* [Data section]:
══════════════════════════════
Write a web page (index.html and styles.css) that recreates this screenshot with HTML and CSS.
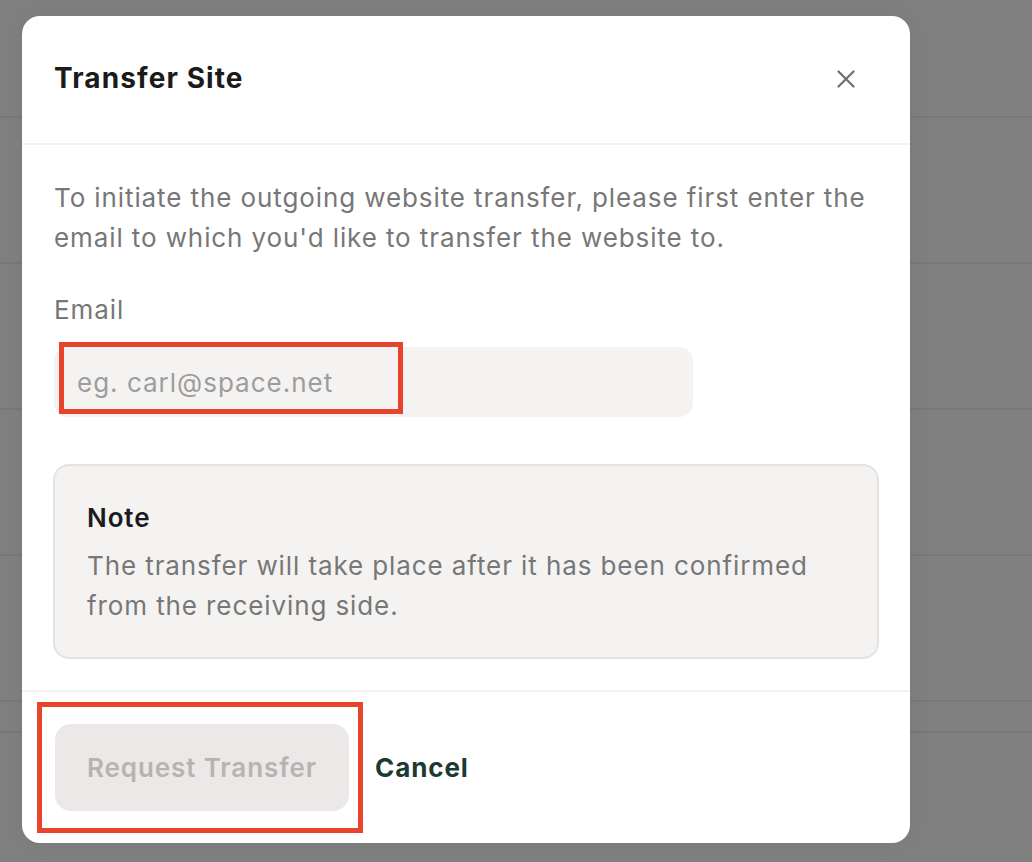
FILE: index.html
```html
<!DOCTYPE html>
<html lang="en">
<head>
    <meta charset="UTF-8">
    <meta name="viewport" content="width=device-width, initial-scale=1.0">
    <title>Transfer Site</title>
    <link rel="stylesheet" href="styles.css">
</head>
<body>
    <div class="backdrop">
        <div class="row first"></div>
        <div class="row"></div>
        <div class="row"></div>
        <div class="row"></div>
        <div class="row"></div>
        <div class="row thin"></div>
        <div class="row last"></div>
    </div>

    <div class="modal">
        <div class="modal-header">
            <h1>Transfer Site</h1>
            <button class="close" aria-label="Close">
                <svg width="18" height="18" viewBox="0 0 18 18">
                    <path d="M1.5 1.5 L16.5 16.5 M16.5 1.5 L1.5 16.5" stroke="#6f6f6f" stroke-width="2.2" stroke-linecap="round" fill="none"/>
                </svg>
            </button>
        </div>

        <div class="modal-body">
            <p class="intro">To initiate the outgoing website transfer, please first enter the email to which you'd like to transfer the website to.</p>

            <label class="label" for="email">Email</label>
            <input id="email" class="input" type="text" placeholder="eg. carl@space.net">

            <div class="note">
                <div class="note-title">Note</div>
                <div class="note-text">The transfer will take place after it has been confirmed from the receiving side.</div>
            </div>
        </div>

        <div class="modal-footer">
            <button class="button" disabled>Request Transfer</button>
            <a href="#" class="cancel">Cancel</a>
        </div>

        <div class="mark mark-input"></div>
        <div class="mark mark-button"></div>
    </div>
</body>
</html>
```

FILE: styles.css
```css
body {
    margin: 0;
    font-family: Inter, "Noto Sans", sans-serif;
    letter-spacing: 0.9px;
    background-color: #808080;
    height: 862px;
    overflow: hidden;
}
.backdrop {
    display: flex;
    flex-direction: column;
}
.row {
    height: 146px;
    border-bottom: 2px solid #787878;
    box-sizing: border-box;
}
.row.first {
    height: 118px;
}
.row.thin {
    height: 31px;
}
.row.last {
    height: 140px;
    border-bottom: none;
}
.modal {
    position: absolute;
    left: 22px;
    top: 16px;
    width: 888px;
    height: 827px;
    background-color: #fff;
    border-radius: 18px;
    box-shadow: 0 0 24px rgba(0, 0, 0, 0.06);
    display: flex;
    flex-direction: column;
}
.modal-header {
    height: 129px;
    padding: 0 55px 0 32px;
    display: flex;
    align-items: center;
    justify-content: space-between;
    border-bottom: 2px solid #f2f2f2;
    box-sizing: border-box;
}
.modal-header h1 {
    margin: 0 0 4px;
    font-size: 28px;
    font-weight: 700;
    letter-spacing: 1.1px;
    color: #1b1b1b;
}
.close {
    background: none;
    border: none;
    padding: 0;
    width: 18px;
    height: 18px;
    margin-bottom: 2px;
    cursor: pointer;
}
.modal-body {
    padding: 33px 31px 31px 32px;
    display: flex;
    flex-direction: column;
    align-items: flex-start;
}
.intro {
    margin: 0;
    font-size: 26px;
    line-height: 40px;
    color: #777;
    max-width: 826px;
}
.label {
    margin-top: 32px;
    font-size: 26px;
    line-height: 40px;
    color: #777;
}
.input {
    margin-top: 17px;
    width: 639px;
    height: 70px;
    box-sizing: border-box;
    border: none;
    border-radius: 14px;
    background-color: #f4f3f2;
    padding: 0 23px;
    font-family: inherit;
    font-size: 26px;
    letter-spacing: 1px;
    color: #333;
    outline: none;
}
.input::placeholder {
    color: #9d9d9d;
}
.note {
    margin-top: 47px;
    margin-left: -1px;
    width: 826px;
    box-sizing: border-box;
    background-color: #f4f3f2;
    border: 2px solid #e4e3e2;
    border-radius: 16px;
    padding: 32px 32px 31px;
}
.note-title {
    font-size: 26px;
    line-height: 40px;
    font-weight: 600;
    color: #1b1b1b;
}
.note-text {
    margin-top: 8px;
    font-size: 26px;
    line-height: 40px;
    color: #777;
}
.modal-footer {
    border-top: 2px solid #f2f2f2;
    flex: 1;
    padding: 0 33px;
    display: flex;
    align-items: center;
    gap: 26px;
}
.button {
    height: 87px;
    padding: 0 32px;
    border: none;
    border-radius: 16px;
    background-color: #ebe8e7;
    color: #b6b4b2;
    font-family: inherit;
    font-size: 26px;
    font-weight: 600;
    letter-spacing: 0.9px;
}
.cancel {
    font-size: 26px;
    font-weight: 700;
    color: #1c3a2f;
    text-decoration: none;
}
.mark {
    position: absolute;
    border: 5px solid #e8442b;
    box-sizing: border-box;
    pointer-events: none;
}
.mark-input {
    left: 37px;
    top: 326px;
    width: 344px;
    height: 72px;
}
.mark-button {
    left: 15px;
    top: 686px;
    width: 326px;
    height: 131px;
}
```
══════════════════════════════
Write out every line of the listing that holds the word "styles".

Write a web page (index.html and styles.css) that recreates this screenshot with HTML and CSS.
    <link rel="stylesheet" href="styles.css">
FILE: styles.css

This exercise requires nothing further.